Arthur J. Gallagher & Co. (AJG) is one of the world's largest insurance brokerage, risk management, and consulting firms, with more than $10B in annual revenue and operations across retail brokerage, employee benefits, and specialty lines. The company has grown through a mix of acquisitions and producer-led organic growth, competing with global brokers such as Marsh McLennan, Aon, and Willis Towers Watson, while also facing regional brokers and digital-first insurtech distributors.

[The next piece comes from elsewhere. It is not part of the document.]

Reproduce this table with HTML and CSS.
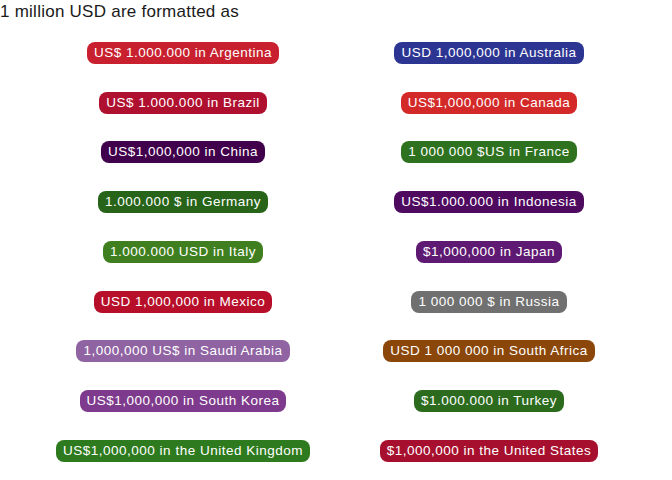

You are a strategy candidate interviewing for a role on AJG's corporate strategy team. The interviewer wants to test whether you understand the insurance brokerage industry beyond a generic company overview. AJG is evaluating where to focus its next 3 years of growth investment in the U.S. middle-market brokerage business. Management is considering two priorities: (A) expanding specialty brokerage capabilities in high-growth verticals such as cyber, construction, and healthcare, or (B) accelerating digital distribution and service for small and midsize commercial clients to improve producer productivity and defend against insurtech entrants.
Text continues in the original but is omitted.